■ To be done ■
Copy out each line of the data that holds the word "components".

■ Given data ■
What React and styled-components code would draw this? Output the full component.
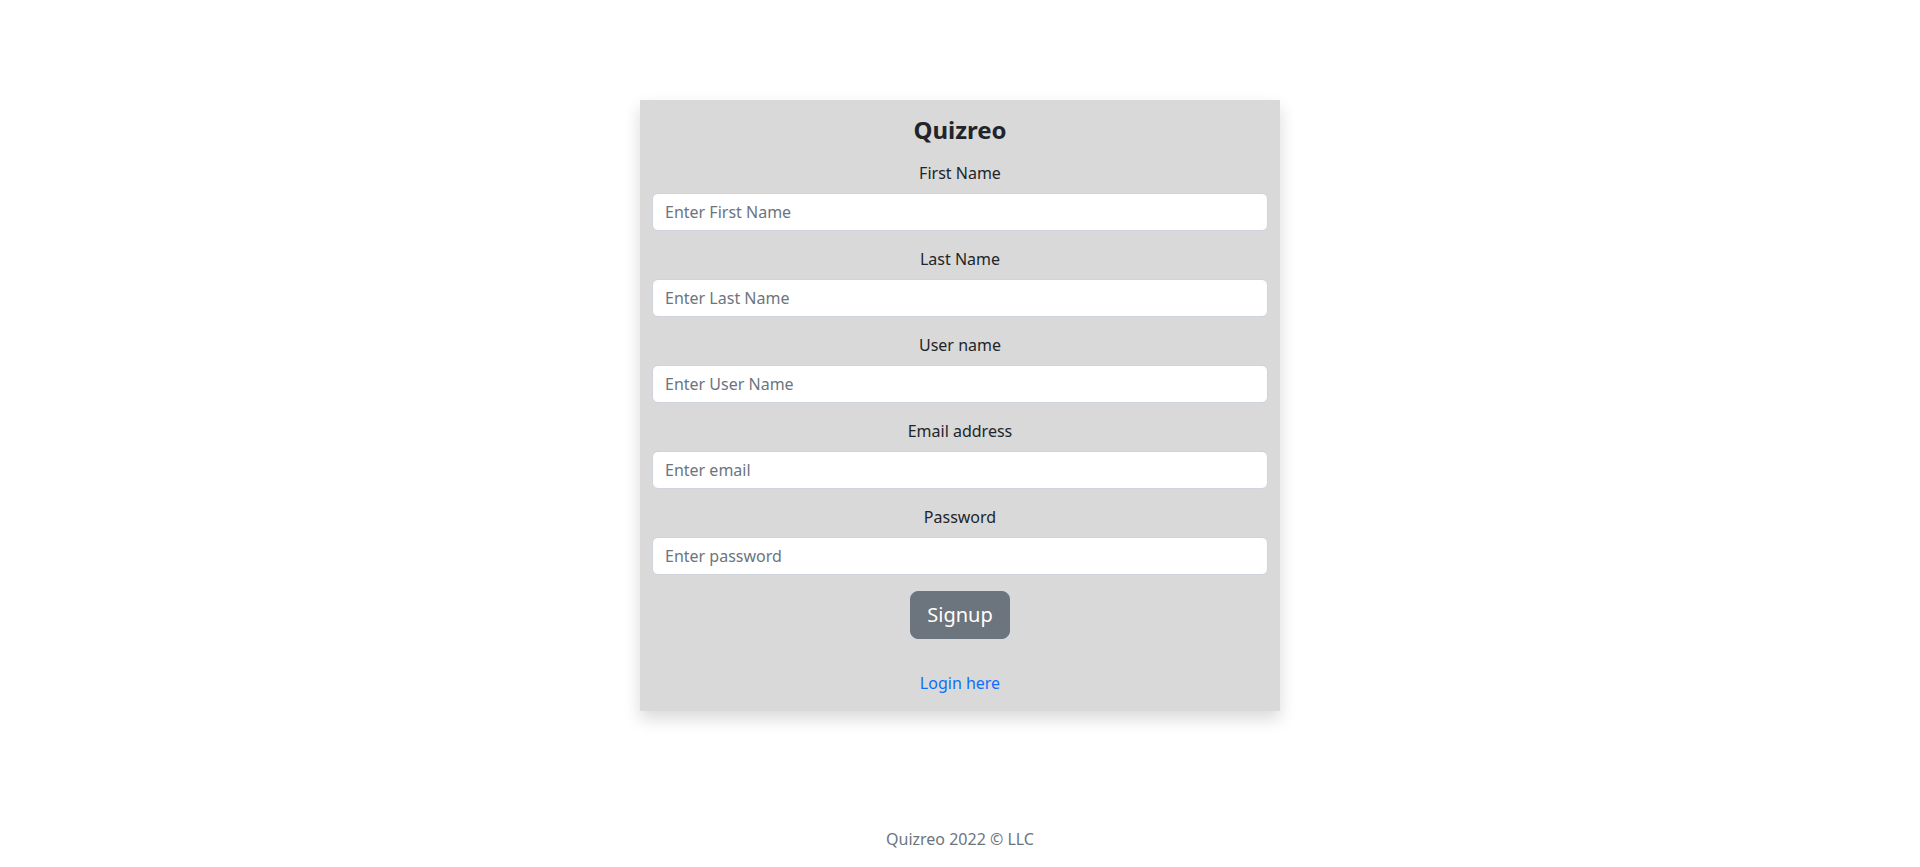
import React from "react";
import styled, { createGlobalStyle } from "styled-components";

const Global = createGlobalStyle`
  * { box-sizing: border-box; }
  html, body { margin: 0; padding: 0; }
  body {
    font-family: "Noto Sans", "Liberation Sans", sans-serif;
    font-size: 16px;
    line-height: 1.5;
    color: #212529;
    background: #fff;
  }
`;

const Page = styled.div`
  min-height: 867px;
  display: flex;
  flex-direction: column;
  align-items: center;
`;

const Main = styled.main`
  flex: 1;
  padding-top: 100px;
  display: flex;
  justify-content: center;
  align-items: flex-start;
  width: 100%;
`;

const Card = styled.form`
  width: 640px;
  background: #d9d9d9;
  box-shadow: 0 8px 16px rgba(0, 0, 0, 0.15);
  padding: 13px 12px 16px;
  display: flex;
  flex-direction: column;
`;

const Title = styled.h1`
  margin: 0 0 14px;
  font-size: 24px;
  line-height: 34px;
  font-weight: 700;
  text-align: center;
`;

const Field = styled.div`
  display: flex;
  flex-direction: column;
  margin-bottom: 16px;
`;

const Label = styled.label`
  text-align: center;
  margin-bottom: 8px;
  font-size: 16px;
  line-height: 24px;
`;

const Input = styled.input`
  display: block;
  width: 100%;
  height: 38px;
  padding: 6px 12px;
  font-family: inherit;
  font-size: 16px;
  line-height: 24px;
  color: #212529;
  background: #fff;
  border: 1px solid #ced4da;
  border-radius: 6px;
  outline: none;
  &::placeholder { color: #6c757d; }
`;

const ButtonRow = styled.div`
  display: flex;
  justify-content: center;
`;

const Button = styled.button`
  font-family: inherit;
  font-size: 20px;
  line-height: 30px;
  padding: 8px 16px;
  color: #fff;
  background: #6c757d;
  border: 1px solid #6c757d;
  border-radius: 8px;
  cursor: pointer;
`;

const LoginText = styled.p`
  margin: 32px 0 0;
  text-align: center;
  line-height: 24px;
`;

const Link = styled.a`
  color: #0d6efd;
  text-decoration: none;
`;

const Footer = styled.footer`
  padding-bottom: 16px;
  color: #6c757d;
  text-align: center;
  line-height: 24px;
`;

const fields = [
  { id: "first", label: "First Name", placeholder: "Enter First Name", type: "text" },
  { id: "last", label: "Last Name", placeholder: "Enter Last Name", type: "text" },
  { id: "user", label: "User name", placeholder: "Enter User Name", type: "text" },
  { id: "email", label: "Email address", placeholder: "Enter email", type: "email" },
  { id: "pass", label: "Password", placeholder: "Enter password", type: "password" },
];

export default function App() {
  return (
    <Page>
      <Global />
      <Main>
        <Card onSubmit={(e) => e.preventDefault()}>
          <Title>Quizreo</Title>
          {fields.map((f) => (
            <Field key={f.id}>
              <Label htmlFor={f.id}>{f.label}</Label>
              <Input id={f.id} type={f.type} placeholder={f.placeholder} />
            </Field>
          ))}
          <ButtonRow>
            <Button type="submit">Signup</Button>
          </ButtonRow>
          <LoginText>
            <Link href="#">Login here</Link>
          </LoginText>
        </Card>
      </Main>
      <Footer>Quizreo 2022 © LLC</Footer>
    </Page>
  );
}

■ Correct output ■
What React and styled-components code would draw this? Output the full component.
import styled, { createGlobalStyle } from "styled-components";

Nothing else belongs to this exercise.